Taken the airline as an example, it can use reservation to match their capacity to demand. Since customers are fickle and so not always show up, airlines always adopt overbooking system to compensate for no-shows and minimise empty seats on the flights. Overbooking refers to selling of a volatile service in excess of actual capacity. Thus, the airline has to balance the risk of a no-show with the compensation they have to pay to bumped customers. Nevertheless, it is difficult for the company to determine how much to overbook. There are three approaches to calculate the overbooking level. Firstly, the number of overbook is set to be the average of no-shows. Secondly, the level takes account of the comparison between the costs of no-show and overbooking.
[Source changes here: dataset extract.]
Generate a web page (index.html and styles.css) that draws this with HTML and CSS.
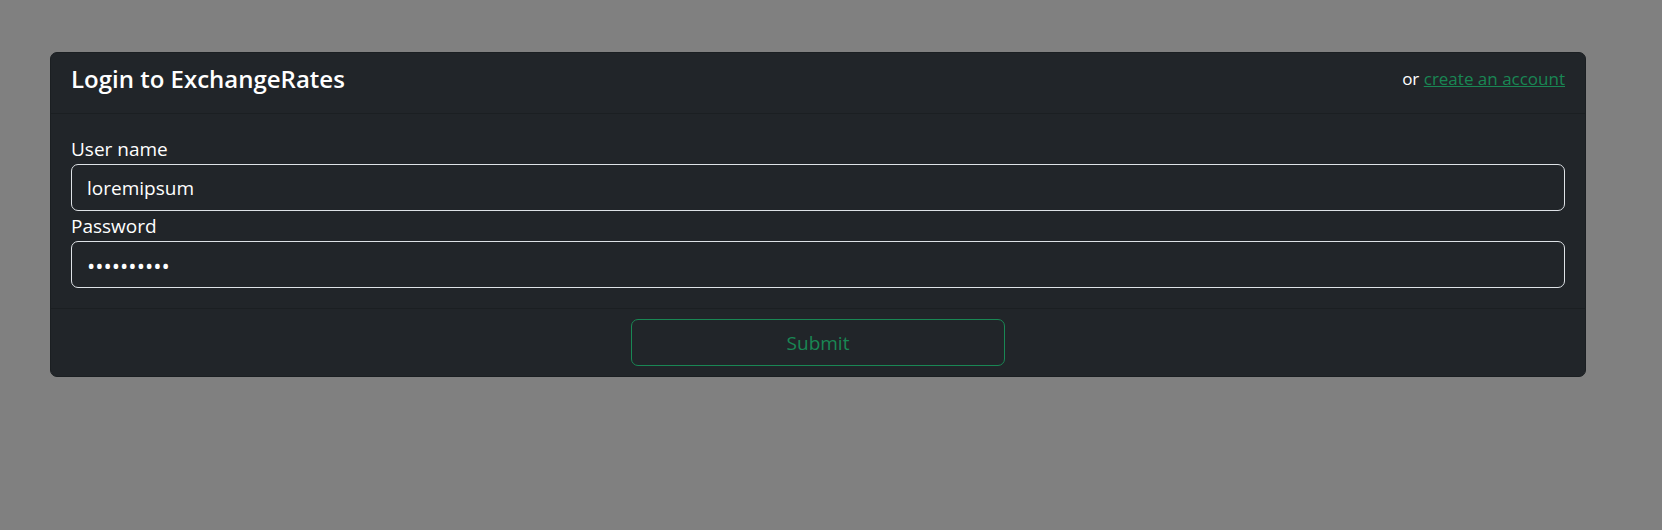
FILE: index.html
```html
<!DOCTYPE html>
<html lang="en">
<head>
<meta charset="utf-8">
<meta name="viewport" content="width=device-width, initial-scale=1">
<title>Login to ExchangeRates</title>
<link rel="stylesheet" href="styles.css">
</head>
<body>
<main class="page">
  <form class="card">
    <header class="card-header">
      <h1 class="title">Login to ExchangeRates</h1>
      <p class="alternative">or <a class="link" href="#register">create an account</a></p>
    </header>
    <div class="card-body">
      <label class="label" for="username">User name</label>
      <input class="control" id="username" type="text" value="loremipsum">
      <label class="label" for="password">Password</label>
      <input class="control control-password" id="password" type="password" value="loremipsum">
    </div>
    <footer class="card-footer">
      <button class="submit" type="submit">Submit</button>
    </footer>
  </form>
</main>
</body>
</html>
```

FILE: styles.css
```css
* { box-sizing: border-box; }

body {
  margin: 0;
  background: #808080;
  color: #fff;
  font-family: "Segoe UI", "Open Sans", "Noto Sans", sans-serif;
  font-size: 19px;
  line-height: 30px;
}

.page { padding: 52px 76px 52px 50px; }

.card {
  background: #212529;
  border: 1px solid #1b1f22;
  border-radius: 7px;
}

.card-header {
  display: flex;
  justify-content: space-between;
  align-items: flex-start;
  padding: 10px 20px 18px;
  border-bottom: 1px solid #1b1f22;
}

.title {
  margin: 0;
  font-size: 24px;
  font-weight: 600;
  line-height: 32px;
}

.alternative {
  margin: 0;
  font-size: 17px;
  line-height: 32px;
}

.link { color: #198754; }

.card-body {
  display: flex;
  flex-direction: column;
  padding: 20px;
}

.label { line-height: 30px; }

.control {
  width: 100%;
  height: 47px;
  padding: 8px 15px;
  border: 1px solid #dee2e6;
  border-radius: 7px;
  background: #212529;
  color: #fff;
  font: inherit;
}

.control-password { font-size: 22px; }

.card-footer {
  display: flex;
  justify-content: center;
  padding: 10px 20px;
  border-top: 1px solid #1b1f22;
}

.submit {
  width: 25%;
  height: 47px;
  border: 1px solid #198754;
  border-radius: 7px;
  background: transparent;
  color: #198754;
  font: inherit;
}
```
The last is marginal cost approach that keep accepting bookings until the expected revenue is less than or equal to the expected loss from the last booking (Metters, King-Metters, Pullman and Walton, 2006). In the other side, the airline often holds capacity for more profitable customers. Then it charges higher price to price-insensitive customers and lower prices to capital-intensive vacationers. According to the sensitivity of price, the demand by vacationers can be altered by price changing. Hence, higher price can flatten demand peak to conform to capacity of service, while cheaper price attracts more customers to avoid empty seat. Even though the overbooking sometimes causes an oversale in economy class, the company can upgrade some passengers to higher classes. In practice, if the demand is much larger than the capacity, the company can add additional air flights to transport passengers. Moreover, information systems play an important role in JIT to match supply and demand, because the more accurate information is used in calculation, the better combination of overbooking level, capacity segment and price is worked out.